Job:
Among the entries below, find how many lines carry the word "code" and state only that figure.

Dataset rows:
* BEGIN *

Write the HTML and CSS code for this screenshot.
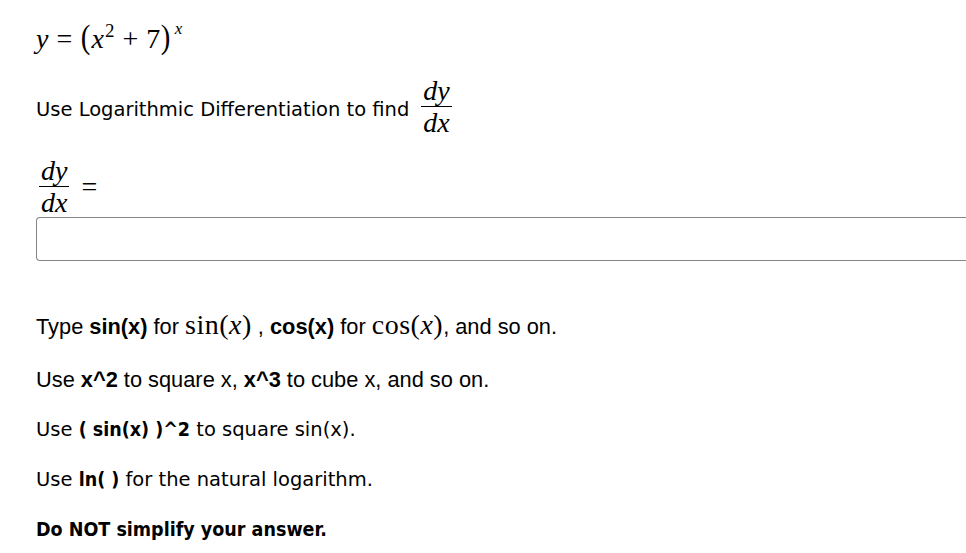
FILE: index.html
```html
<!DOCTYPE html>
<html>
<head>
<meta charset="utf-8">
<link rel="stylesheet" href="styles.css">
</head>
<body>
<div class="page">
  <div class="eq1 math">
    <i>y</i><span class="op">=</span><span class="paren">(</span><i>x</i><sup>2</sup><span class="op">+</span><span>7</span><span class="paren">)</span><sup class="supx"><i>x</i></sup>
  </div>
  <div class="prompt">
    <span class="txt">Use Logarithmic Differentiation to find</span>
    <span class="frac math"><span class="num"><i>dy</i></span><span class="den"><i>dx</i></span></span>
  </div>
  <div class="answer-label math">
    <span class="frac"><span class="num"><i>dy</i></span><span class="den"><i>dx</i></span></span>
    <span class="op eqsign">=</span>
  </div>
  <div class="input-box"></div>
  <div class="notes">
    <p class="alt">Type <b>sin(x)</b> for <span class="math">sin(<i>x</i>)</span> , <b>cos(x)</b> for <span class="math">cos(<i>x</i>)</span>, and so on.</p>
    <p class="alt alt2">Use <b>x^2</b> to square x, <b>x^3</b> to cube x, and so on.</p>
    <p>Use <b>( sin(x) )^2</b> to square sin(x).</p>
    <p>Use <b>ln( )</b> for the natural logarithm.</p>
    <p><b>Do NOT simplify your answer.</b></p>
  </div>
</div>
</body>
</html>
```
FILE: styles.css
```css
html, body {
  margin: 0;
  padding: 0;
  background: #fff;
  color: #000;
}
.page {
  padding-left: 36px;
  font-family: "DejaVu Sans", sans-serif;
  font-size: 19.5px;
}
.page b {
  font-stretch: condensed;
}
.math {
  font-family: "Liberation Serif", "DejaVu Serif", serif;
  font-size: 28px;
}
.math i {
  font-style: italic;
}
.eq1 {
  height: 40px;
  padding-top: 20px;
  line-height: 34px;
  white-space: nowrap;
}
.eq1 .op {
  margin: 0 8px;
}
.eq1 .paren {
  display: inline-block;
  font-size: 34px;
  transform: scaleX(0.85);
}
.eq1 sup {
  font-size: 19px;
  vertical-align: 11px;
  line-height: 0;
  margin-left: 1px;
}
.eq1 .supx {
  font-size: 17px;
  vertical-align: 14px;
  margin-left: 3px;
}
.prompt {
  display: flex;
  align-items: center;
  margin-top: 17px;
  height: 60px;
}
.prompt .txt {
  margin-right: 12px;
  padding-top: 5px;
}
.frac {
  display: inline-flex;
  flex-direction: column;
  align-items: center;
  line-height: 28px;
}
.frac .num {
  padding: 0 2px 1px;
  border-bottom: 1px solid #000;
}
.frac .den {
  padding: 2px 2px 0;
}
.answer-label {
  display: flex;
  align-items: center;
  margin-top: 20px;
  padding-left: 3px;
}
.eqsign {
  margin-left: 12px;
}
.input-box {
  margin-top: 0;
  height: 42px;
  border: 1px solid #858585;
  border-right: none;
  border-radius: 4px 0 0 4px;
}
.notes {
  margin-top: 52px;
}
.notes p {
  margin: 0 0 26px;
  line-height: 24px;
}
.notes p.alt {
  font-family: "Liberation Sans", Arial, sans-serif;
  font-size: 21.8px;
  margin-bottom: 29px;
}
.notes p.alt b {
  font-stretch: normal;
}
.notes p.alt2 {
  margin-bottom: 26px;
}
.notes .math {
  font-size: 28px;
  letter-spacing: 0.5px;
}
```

* END *
* BEGIN *

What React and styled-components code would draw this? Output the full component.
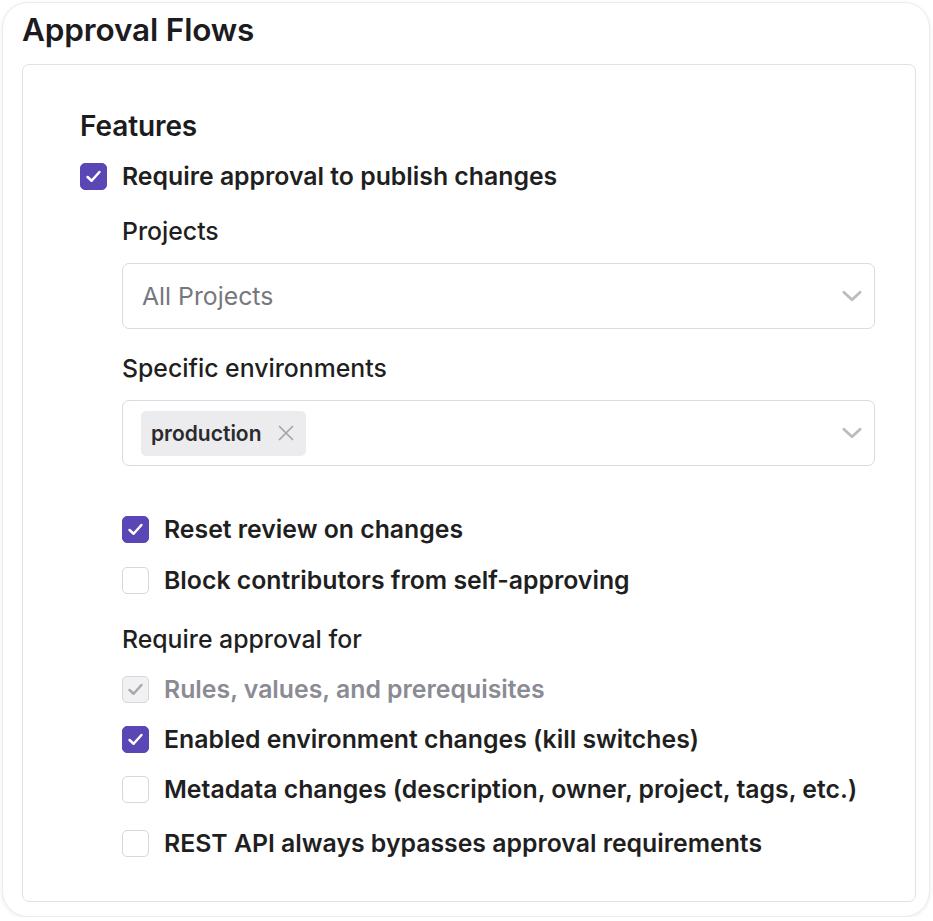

* END *

Task solution:
2